Every entry below should be repeated exactly; the pictures should not.

(Entries with page source code)
________________________
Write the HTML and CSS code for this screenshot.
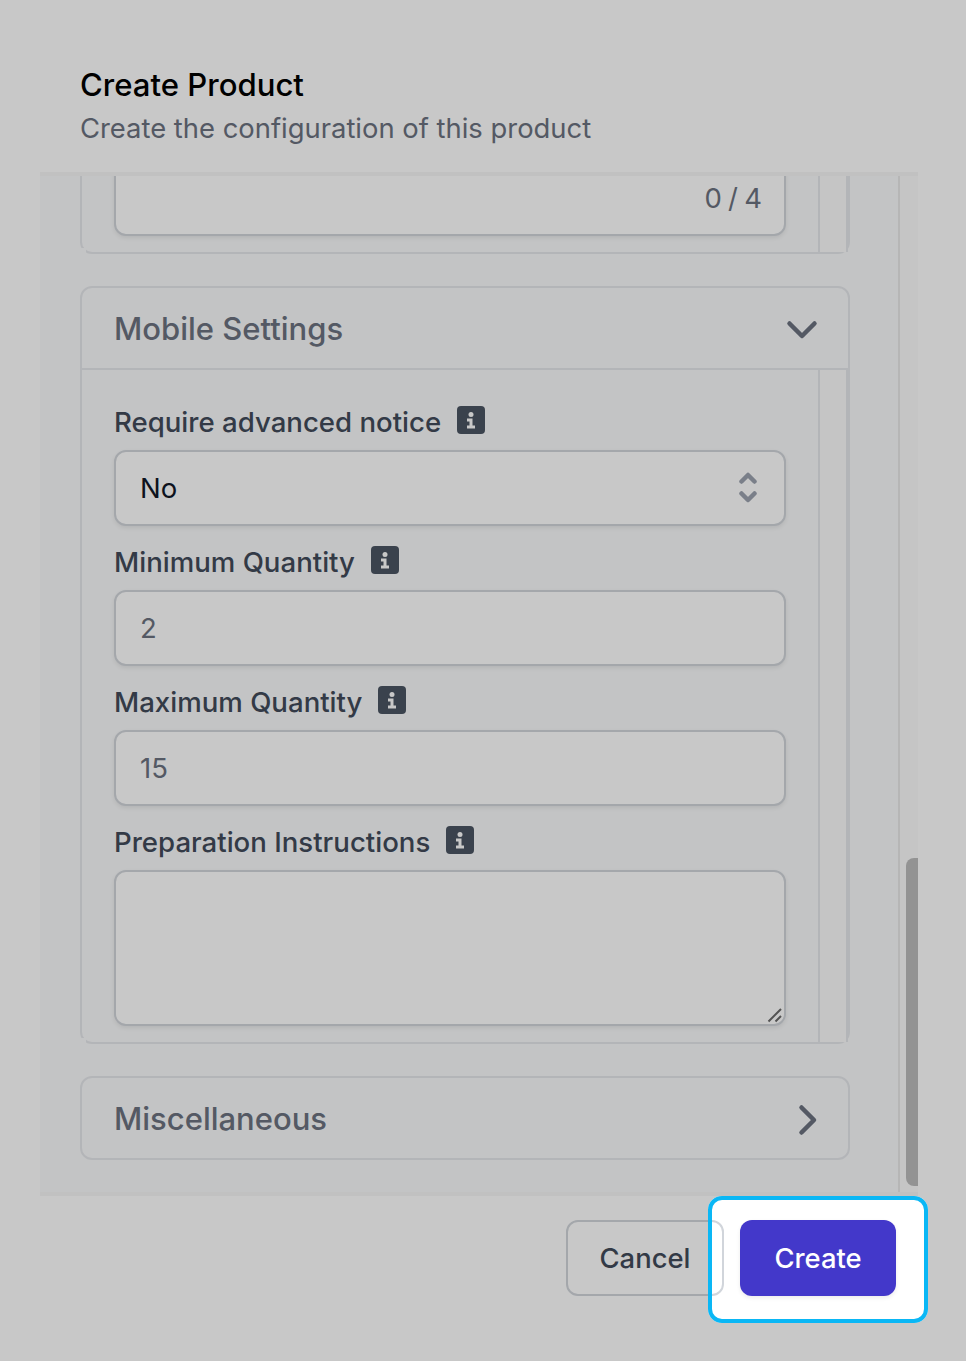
FILE: index.html
```html
<!DOCTYPE html>
<html lang="en">
<head>
<meta charset="utf-8">
<title>Create Product</title>
<link rel="stylesheet" href="styles.css">
</head>
<body>
<div class="modal">
  <header class="modal-head">
    <h1 class="modal-title">Create Product</h1>
    <p class="modal-sub">Create the configuration of this product</p>
  </header>
  <div class="scroll">
    <div class="scroll-content">
      <section class="card card-cut card-open">
        <div class="card-body">
          <div class="card-main">
            <div class="input counter">0 / 4</div>
          </div>
          <div class="card-side"></div>
        </div>
      </section>
      <section class="card card-open">
        <div class="card-head card-head-open">
          <h2 class="card-title">Mobile Settings</h2>
          <svg class="chev chev-down" width="32" height="20" viewBox="0 0 32 20"><path d="M3.500 3.500L16 16 28.500 3.500"/></svg>
        </div>
        <div class="card-body">
          <div class="card-main">
            <div class="field">
              <label class="label">Require advanced notice<svg class="info" viewBox="0 0 28 28"><use href="#i"/></svg></label>
              <div class="input select"><span>No</span>
                <svg class="updown" width="20" height="32" viewBox="0 0 20 32"><path d="M3.500 9.500L10 3l6.500 6.500M3.500 21.500L10 28l6.500-6.500"/></svg>
              </div>
            </div>
            <div class="field">
              <label class="label">Minimum Quantity<svg class="info" viewBox="0 0 28 28"><use href="#i"/></svg></label>
              <div class="input value">2</div>
            </div>
            <div class="field">
              <label class="label">Maximum Quantity<svg class="info" viewBox="0 0 28 28"><use href="#i"/></svg></label>
              <div class="input value">15</div>
            </div>
            <div class="field">
              <label class="label">Preparation Instructions<svg class="info" viewBox="0 0 28 28"><use href="#i"/></svg></label>
              <div class="area-wrap">
                <textarea class="input area"></textarea>
                <svg class="grip" width="16" height="16" viewBox="0 0 16 16"><path d="M1.500 14.500L14 2M8.500 14.500L14 9"/></svg>
              </div>
            </div>
          </div>
          <div class="card-side"></div>
        </div>
      </section>
      <section class="card">
        <div class="card-head">
          <h2 class="card-title">Miscellaneous</h2>
          <svg class="chev chev-right" width="20" height="32" viewBox="0 0 20 32"><path d="M3.500 3.500L16 16 3.500 28.500"/></svg>
        </div>
      </section>
    </div>
    <div class="track"><div class="thumb"></div></div>
  </div>
  <footer class="modal-foot">
    <button class="btn btn-cancel" type="button">Cancel</button>
    <button class="btn btn-create" type="button">Create</button>
  </footer>
</div>
<div class="spotlight"></div>
<svg class="defs" width="0" height="0" aria-hidden="true">
  <symbol id="i" viewBox="0 0 28 28">
    <rect width="28" height="28" rx="4" fill="#4b5563"/>
    <circle cx="14" cy="8.500" r="2.500" fill="#fff"/>
    <path d="M10 12.500h5.500v7H18v3h-8v-3h2.500v-4H10z" fill="#fff"/>
  </symbol>
</svg>
</body>
</html>
```

FILE: styles.css
```css
* { box-sizing: border-box; }
html, body { margin: 0; height: 100%; }
body {
  width: 966px;
  height: 1361px;
  overflow: hidden;
  background: #fff;
  font-family: Inter, "Liberation Sans", sans-serif;
  position: relative;
}
.modal { margin-left: 40px; width: 878px; }
.modal-head { padding: 66px 40px 24px; height: 172px; }
.modal-title { margin: 0; font-size: 31.100px; line-height: 38px; font-weight: 500; color: #000; }
.modal-sub { margin: 4px 0 0; font-size: 27.400px; line-height: 40px; font-weight: 400; color: #6b7280; }

.scroll {
  height: 1024px;
  display: flex;
  background: #f9fafb;
  border-top: 4px solid #f6f6f7;
  border-bottom: 4px solid #f6f6f7;
}
.scroll-content {
  flex: 1;
  min-width: 0;
  overflow: hidden;
  padding: 0 48px 0 40px;
  display: flex;
  flex-direction: column;
  gap: 32px;
}
.track {
  width: 20px;
  flex: none;
  border-left: 2px solid #e8e8e8;
  display: flex;
  justify-content: flex-end;
  align-items: flex-end;
  padding-bottom: 6px;
  background: #fbfbfb;
}
.thumb { width: 12px; height: 328px; background: #bcbcbc; border-radius: 8px 0 0 8px; }

.card { border: 2px solid #e5e7eb; border-radius: 12px; flex: none; position: relative; }
.card-open::after {
  content: "";
  position: absolute;
  left: -2px;
  bottom: -2px;
  width: 6px;
  height: 6px;
  background: #f9fafb;
}
.card-cut { border-top: 0; margin-top: -16px; border-radius: 0 0 12px 12px; }
.card-head {
  height: 80px;
  padding: 0 32px;
  display: flex;
  align-items: center;
  justify-content: space-between;
}
.card-head-open { height: 82px; border-bottom: 2px solid #e5e7eb; }
.card-title { margin: 2px 0 0; font-size: 31px; line-height: 40px; font-weight: 500; color: #6b7280; }
.chev { fill: none; stroke: #6b7280; stroke-width: 4.500; stroke-linecap: round; stroke-linejoin: round; }
.chev-down { margin: 3px -2px 0 0; }
.chev-right { margin: 3px -2px 0 0; }
.card-body { display: flex; }
.card-main { flex: 1; min-width: 0; padding: 32px 32px 16px; display: flex; flex-direction: column; gap: 16px; }
.card-cut .card-main { padding-top: 0; }
.card-side {
  width: 30px;
  flex: none;
  background: #fbfbfb;
  border-left: 2px solid #e5e7eb;
  border-right: 2px solid #e5e7eb;
}

.field { display: flex; flex-direction: column; gap: 8px; }
.label { display: flex; align-items: center; gap: 16px; height: 40px; font-size: 27.600px; font-weight: 500; color: #414b5a; }
.info { width: 28px; height: 28px; flex: none; margin-top: -4px; }

.input {
  height: 76px;
  border: 2px solid #d1d5db;
  border-radius: 12px;
  background: #fff;
  box-shadow: 0 2px 4px rgba(0, 0, 0, .08);
  padding: 0 24px;
  display: flex;
  align-items: center;
  font-size: 27.500px;
  color: #6b7280;
}
.counter { justify-content: flex-end; padding-right: 22px; word-spacing: -1.500px; }
.value { color: #6b7280; }
.select { justify-content: space-between; color: #111827; padding: 0 26px 0 24px; }
.updown { fill: none; stroke: #9ca3af; stroke-width: 4.500; stroke-linecap: round; stroke-linejoin: round; }
.area-wrap { position: relative; }
.area { display: block; width: 100%; height: 156px; resize: none; font-family: inherit; outline: 0; }
.grip {
  position: absolute;
  right: 3px;
  bottom: 3px;
  fill: none;
  stroke: #6a6a6a;
  stroke-width: 2;
}

.modal-foot {
  display: flex;
  justify-content: flex-end;
  gap: 16px;
  padding: 24px 22px 0 0;
}
.btn {
  height: 76px;
  border-radius: 12px;
  font-family: inherit;
  font-size: 27.400px;
  font-weight: 500;
  padding: 0;
}
.btn-cancel { width: 158px; border: 2px solid #d1d5db; background: #fff; color: #414b5a; }
.btn-create { width: 156px; border: 0; background: #4338ca; color: #fff; box-shadow: 0 2px 4px rgba(0, 0, 0, .08); }

.spotlight {
  position: absolute;
  left: 708px;
  top: 1196px;
  width: 220px;
  height: 127px;
  border: 4px solid #0ab7f5;
  border-radius: 14px;
  box-shadow: 0 0 0 2000px rgba(0, 0, 0, .215);
}
.defs { position: absolute; }
```
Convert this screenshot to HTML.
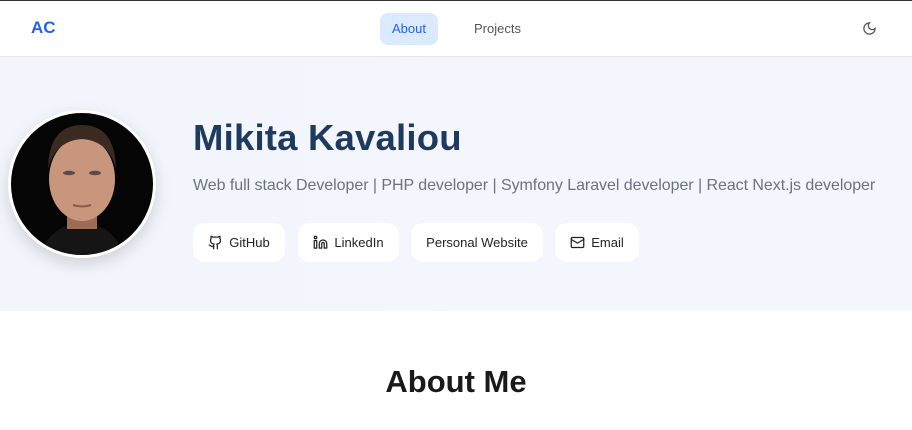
________________________
**Output for this task**:
Write the HTML and CSS code for this screenshot.
FILE: index.html
```html
<!DOCTYPE html>
<html lang="en">
<head>
<meta charset="utf-8">
<title>Create Product</title>
<link rel="stylesheet" href="styles.css">
</head>
<body>
<div class="modal">
  <header class="modal-head">
    <h1 class="modal-title">Create Product</h1>
    <p class="modal-sub">Create the configuration of this product</p>
  </header>
  <div class="scroll">
    <div class="scroll-content">
      <section class="card card-cut card-open">
        <div class="card-body">
          <div class="card-main">
            <div class="input counter">0 / 4</div>
          </div>
          <div class="card-side"></div>
        </div>
      </section>
      <section class="card card-open">
        <div class="card-head card-head-open">
          <h2 class="card-title">Mobile Settings</h2>
          <svg class="chev chev-down" width="32" height="20" viewBox="0 0 32 20"><path d="M3.500 3.500L16 16 28.500 3.500"/></svg>
        </div>
        <div class="card-body">
          <div class="card-main">
            <div class="field">
              <label class="label">Require advanced notice<svg class="info" viewBox="0 0 28 28"><use href="#i"/></svg></label>
              <div class="input select"><span>No</span>
                <svg class="updown" width="20" height="32" viewBox="0 0 20 32"><path d="M3.500 9.500L10 3l6.500 6.500M3.500 21.500L10 28l6.500-6.500"/></svg>
              </div>
            </div>
            <div class="field">
              <label class="label">Minimum Quantity<svg class="info" viewBox="0 0 28 28"><use href="#i"/></svg></label>
              <div class="input value">2</div>
            </div>
            <div class="field">
              <label class="label">Maximum Quantity<svg class="info" viewBox="0 0 28 28"><use href="#i"/></svg></label>
              <div class="input value">15</div>
            </div>
            <div class="field">
              <label class="label">Preparation Instructions<svg class="info" viewBox="0 0 28 28"><use href="#i"/></svg></label>
              <div class="area-wrap">
                <textarea class="input area"></textarea>
                <svg class="grip" width="16" height="16" viewBox="0 0 16 16"><path d="M1.500 14.500L14 2M8.500 14.500L14 9"/></svg>
              </div>
            </div>
          </div>
          <div class="card-side"></div>
        </div>
      </section>
      <section class="card">
        <div class="card-head">
          <h2 class="card-title">Miscellaneous</h2>
          <svg class="chev chev-right" width="20" height="32" viewBox="0 0 20 32"><path d="M3.500 3.500L16 16 3.500 28.500"/></svg>
        </div>
      </section>
    </div>
    <div class="track"><div class="thumb"></div></div>
  </div>
  <footer class="modal-foot">
    <button class="btn btn-cancel" type="button">Cancel</button>
    <button class="btn btn-create" type="button">Create</button>
  </footer>
</div>
<div class="spotlight"></div>
<svg class="defs" width="0" height="0" aria-hidden="true">
  <symbol id="i" viewBox="0 0 28 28">
    <rect width="28" height="28" rx="4" fill="#4b5563"/>
    <circle cx="14" cy="8.500" r="2.500" fill="#fff"/>
    <path d="M10 12.500h5.500v7H18v3h-8v-3h2.500v-4H10z" fill="#fff"/>
  </symbol>
</svg>
</body>
</html>
```

FILE: styles.css
```css
* { box-sizing: border-box; }
html, body { margin: 0; height: 100%; }
body {
  width: 966px;
  height: 1361px;
  overflow: hidden;
  background: #fff;
  font-family: Inter, "Liberation Sans", sans-serif;
  position: relative;
}
.modal { margin-left: 40px; width: 878px; }
.modal-head { padding: 66px 40px 24px; height: 172px; }
.modal-title { margin: 0; font-size: 31.100px; line-height: 38px; font-weight: 500; color: #000; }
.modal-sub { margin: 4px 0 0; font-size: 27.400px; line-height: 40px; font-weight: 400; color: #6b7280; }

.scroll {
  height: 1024px;
  display: flex;
  background: #f9fafb;
  border-top: 4px solid #f6f6f7;
  border-bottom: 4px solid #f6f6f7;
}
.scroll-content {
  flex: 1;
  min-width: 0;
  overflow: hidden;
  padding: 0 48px 0 40px;
  display: flex;
  flex-direction: column;
  gap: 32px;
}
.track {
  width: 20px;
  flex: none;
  border-left: 2px solid #e8e8e8;
  display: flex;
  justify-content: flex-end;
  align-items: flex-end;
  padding-bottom: 6px;
  background: #fbfbfb;
}
.thumb { width: 12px; height: 328px; background: #bcbcbc; border-radius: 8px 0 0 8px; }

.card { border: 2px solid #e5e7eb; border-radius: 12px; flex: none; position: relative; }
.card-open::after {
  content: "";
  position: absolute;
  left: -2px;
  bottom: -2px;
  width: 6px;
  height: 6px;
  background: #f9fafb;
}
.card-cut { border-top: 0; margin-top: -16px; border-radius: 0 0 12px 12px; }
.card-head {
  height: 80px;
  padding: 0 32px;
  display: flex;
  align-items: center;
  justify-content: space-between;
}
.card-head-open { height: 82px; border-bottom: 2px solid #e5e7eb; }
.card-title { margin: 2px 0 0; font-size: 31px; line-height: 40px; font-weight: 500; color: #6b7280; }
.chev { fill: none; stroke: #6b7280; stroke-width: 4.500; stroke-linecap: round; stroke-linejoin: round; }
.chev-down { margin: 3px -2px 0 0; }
.chev-right { margin: 3px -2px 0 0; }
.card-body { display: flex; }
.card-main { flex: 1; min-width: 0; padding: 32px 32px 16px; display: flex; flex-direction: column; gap: 16px; }
.card-cut .card-main { padding-top: 0; }
.card-side {
  width: 30px;
  flex: none;
  background: #fbfbfb;
  border-left: 2px solid #e5e7eb;
  border-right: 2px solid #e5e7eb;
}

.field { display: flex; flex-direction: column; gap: 8px; }
.label { display: flex; align-items: center; gap: 16px; height: 40px; font-size: 27.600px; font-weight: 500; color: #414b5a; }
.info { width: 28px; height: 28px; flex: none; margin-top: -4px; }

.input {
  height: 76px;
  border: 2px solid #d1d5db;
  border-radius: 12px;
  background: #fff;
  box-shadow: 0 2px 4px rgba(0, 0, 0, .08);
  padding: 0 24px;
  display: flex;
  align-items: center;
  font-size: 27.500px;
  color: #6b7280;
}
.counter { justify-content: flex-end; padding-right: 22px; word-spacing: -1.500px; }
.value { color: #6b7280; }
.select { justify-content: space-between; color: #111827; padding: 0 26px 0 24px; }
.updown { fill: none; stroke: #9ca3af; stroke-width: 4.500; stroke-linecap: round; stroke-linejoin: round; }
.area-wrap { position: relative; }
.area { display: block; width: 100%; height: 156px; resize: none; font-family: inherit; outline: 0; }
.grip {
  position: absolute;
  right: 3px;
  bottom: 3px;
  fill: none;
  stroke: #6a6a6a;
  stroke-width: 2;
}

.modal-foot {
  display: flex;
  justify-content: flex-end;
  gap: 16px;
  padding: 24px 22px 0 0;
}
.btn {
  height: 76px;
  border-radius: 12px;
  font-family: inherit;
  font-size: 27.400px;
  font-weight: 500;
  padding: 0;
}
.btn-cancel { width: 158px; border: 2px solid #d1d5db; background: #fff; color: #414b5a; }
.btn-create { width: 156px; border: 0; background: #4338ca; color: #fff; box-shadow: 0 2px 4px rgba(0, 0, 0, .08); }

.spotlight {
  position: absolute;
  left: 708px;
  top: 1196px;
  width: 220px;
  height: 127px;
  border: 4px solid #0ab7f5;
  border-radius: 14px;
  box-shadow: 0 0 0 2000px rgba(0, 0, 0, .215);
}
.defs { position: absolute; }
```
Convert this screenshot to HTML.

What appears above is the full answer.